The Oct. 28 explosion of Orbital's Antares rocket caused no injuries, but it destroyed a capsule carrying more than two tons of supplies, equipment and experiments to the International Space Station. NASA officials said after the crash that the engines had passed all the required pre-launch tests.
But two of the reworked Soviet-era engines, known as the AJ-26, had exploded in two early ground tests, including one in May and another in 2011.
"Current evidence strongly suggests that one of the two AJ-26 main engines that powered Antares first stage failed about 15 seconds after ignition," David Thompson, Orbital's chairman, said Wednesday in a conference call.
"I want to stress that more analysis will be required to confirm that this finding is correct," he added.
The explosion, just seconds after the rocket lifted off from a Virginia launch pad, was the first time a cargo mission contracted by NASA to a private company had failed. It happened just three days before a second catastrophe for the commercial space industry: the crash of Virgin Galactic's SpaceShipTwo during a test flight in California's Mojave Desert, which killed one of two pilots.
Under its agreement with NASA, Orbital must carry 20 tons of cargo to the space station by the end of 2016. To do that, Thompson said the Dulles, Va., company was hastening its previous plans for an improved rocket system that did not use the AJ-26.
And in the meantime, he said, Orbital plans to contract with another rocket company for its next one or two cargo shipments. Thompson said Orbital was talking to two U.S. companies and one in Europe.

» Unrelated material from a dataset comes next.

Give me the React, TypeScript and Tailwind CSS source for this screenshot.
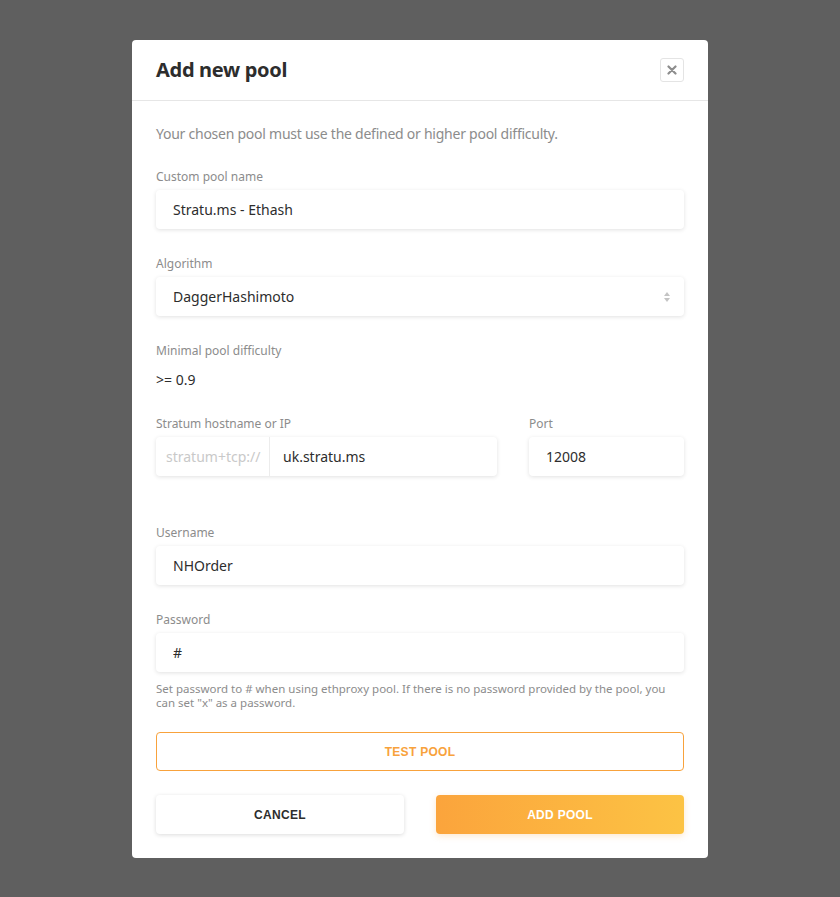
import { useState } from "react";

// Label above a field
function Label({ children }: { children: React.ReactNode }) {
  return <label className="block text-[12px] leading-[14px] text-[#8c8c8c] mb-[6px]">{children}</label>;
}

const boxCls =
  "h-[39px] bg-white rounded-[4px] shadow-[0_1px_4px_rgba(0,0,0,0.12)] flex items-center";

export default function App() {
  const [name, setName] = useState("Stratu.ms - Ethash");
  const [host, setHost] = useState("uk.stratu.ms");
  const [port, setPort] = useState("12008");
  const [user, setUser] = useState("NHOrder");
  const [pass, setPass] = useState("#");

  return (
    <div
      className="min-h-[897px] w-full bg-[#5f5f5f] flex justify-center pt-[40px]"
      style={{ fontFamily: '"Noto Sans", "Open Sans", sans-serif' }}
    >
      <div className="w-[576px] h-[818px] bg-white rounded-[4px] flex flex-col">
        {/* Header */}
        <div className="h-[61px] border-b border-[#e6e6e6] flex items-center justify-between px-[24px] shrink-0">
          <h2 className="text-[20px] font-bold text-[#2d2d2d] tracking-[-0.3px]">Add new pool</h2>
          <button className="w-[24px] h-[24px] border border-[#e4e4e4] rounded-[3px] flex items-center justify-center text-[#8d8d8d]">
            <svg width="10" height="10" viewBox="0 0 10 10">
              <path d="M1.5 1.5 L8.5 8.5 M8.5 1.5 L1.5 8.5" stroke="currentColor" strokeWidth="2.2" strokeLinecap="round" />
            </svg>
          </button>
        </div>

        {/* Body */}
        <div className="px-[24px] pt-[23px]">
          <p className="text-[14px] leading-[20px] text-[#8c8c8c] tracking-[-0.25px]">
            Your chosen pool must use the defined or higher pool difficulty.
          </p>

          <div className="mt-[26px]">
            <Label>Custom pool name</Label>
            <div className={boxCls}>
              <input
                className="w-full h-full px-[17px] text-[14px] text-[#2d2d2d] outline-none bg-transparent"
                value={name}
                onChange={(e) => setName(e.target.value)}
              />
            </div>
          </div>

          <div className="mt-[28px]">
            <Label>Algorithm</Label>
            <div className={boxCls + " justify-between px-[17px]"}>
              <span className="text-[14px] text-[#2d2d2d]">DaggerHashimoto</span>
              <svg width="8" height="12" viewBox="0 0 8 12" className="mr-[-4px]">
                <path d="M4 1 L7 5 L1 5 Z M4 11 L7 7 L1 7 Z" fill="#c4c4c4" />
              </svg>
            </div>
          </div>

          <div className="mt-[28px]">
            <Label>Minimal pool difficulty</Label>
            <div className="text-[14px] text-[#2d2d2d] leading-[20px] mt-[12px]">&gt;= 0.9</div>
          </div>

          <div className="mt-[27px] flex gap-[32px]">
            <div className="flex-1">
              <Label>Stratum hostname or IP</Label>
              <div className={boxCls}>
                <span className="w-[114px] h-full flex items-center pl-[10px] border-r border-[#ececec] text-[14px] text-[#c9c9c9] shrink-0">
                  stratum+tcp://
                </span>
                <input
                  className="flex-1 min-w-0 h-full px-[13px] text-[14px] text-[#2d2d2d] outline-none bg-transparent"
                  value={host}
                  onChange={(e) => setHost(e.target.value)}
                />
              </div>
            </div>
            <div className="w-[155px]">
              <Label>Port</Label>
              <div className={boxCls}>
                <input
                  className="w-full h-full px-[17px] text-[14px] text-[#2d2d2d] outline-none bg-transparent"
                  value={port}
                  onChange={(e) => setPort(e.target.value)}
                />
              </div>
            </div>
          </div>

          <div className="mt-[50px]">
            <Label>Username</Label>
            <div className={boxCls}>
              <input
                className="w-full h-full px-[17px] text-[14px] text-[#2d2d2d] outline-none bg-transparent"
                value={user}
                onChange={(e) => setUser(e.target.value)}
              />
            </div>
          </div>

          <div className="mt-[28px]">
            <Label>Password</Label>
            <div className={boxCls}>
              <input
                className="w-full h-full px-[17px] text-[14px] text-[#2d2d2d] outline-none bg-transparent"
                value={pass}
                onChange={(e) => setPass(e.target.value)}
              />
            </div>
            <p className="mt-[10px] text-[11.5px] leading-[14px] text-[#8c8c8c]">
              Set password to # when using ethproxy pool. If there is no password provided by the pool, you can set "x" as a password.
            </p>
          </div>

          {/* Actions */}
          <button
            className="mt-[22px] w-full h-[39px] border border-[#f8a23c] rounded-[4px] text-[12px] font-bold text-[#f8a23c] tracking-[0.3px]"
            style={{ fontFamily: '"Liberation Sans", Arial, sans-serif' }}
          >
            TEST POOL
          </button>

          <div className="mt-[24px] flex gap-[32px]">
            <button
              className="flex-1 h-[39px] bg-white rounded-[4px] shadow-[0_1px_4px_rgba(0,0,0,0.14)] text-[12px] font-bold text-[#2d2d2d] tracking-[0.3px]"
              style={{ fontFamily: '"Liberation Sans", Arial, sans-serif' }}
            >
              CANCEL
            </button>
            <button
              className="flex-1 h-[39px] rounded-[4px] bg-gradient-to-r from-[#fba43c] to-[#fcc344] shadow-[0_2px_6px_rgba(251,164,60,0.25)] text-[12px] font-bold text-white tracking-[0.3px]"
              style={{ fontFamily: '"Liberation Sans", Arial, sans-serif' }}
            >
              ADD POOL
            </button>
          </div>
        </div>
      </div>
    </div>
  );
}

Among the American companies with the ability to launch cargo to the space station is Elon Musk's SpaceX, short for Space Exploration Technologies Corp. The Hawthorne company also carries cargo for NASA. It's next rocket bound for the space station is scheduled for Dec. 9.
A spokesman for SpaceX declined to comment Wednesday.
If Orbital's investigation eventually proves that the explosion was caused by one of the Russian engines, it will be a financial blow to Aerojet Rocketdyne, a division of GenCorp Inc. in Sacramento.
Aerojet Rocketdyne builds rocket engines at a 47-acre facility in Canoga Park. The company is perhaps best known as the maker of the space shuttles' main engines.
In the 1990s, Aerojet Rocketdyne bought dozens of the powerful Russian engines, and it still has some in storage. GenCorp executives did not return two messages seeking comment Wednesday.
In Wednesday's conference call, Gary Liebowitz, an analyst with Wells Fargo, asked Thompson why Orbital had decided to stop using the AJ-26.
"I guess it's fair to conclude that what you think caused the problem is not something that would have been detected during testing, but is a fundamental reliability issue with the engine," Liebowitz said to Thompson.
"I would say that's a good assessment," Thompson replied.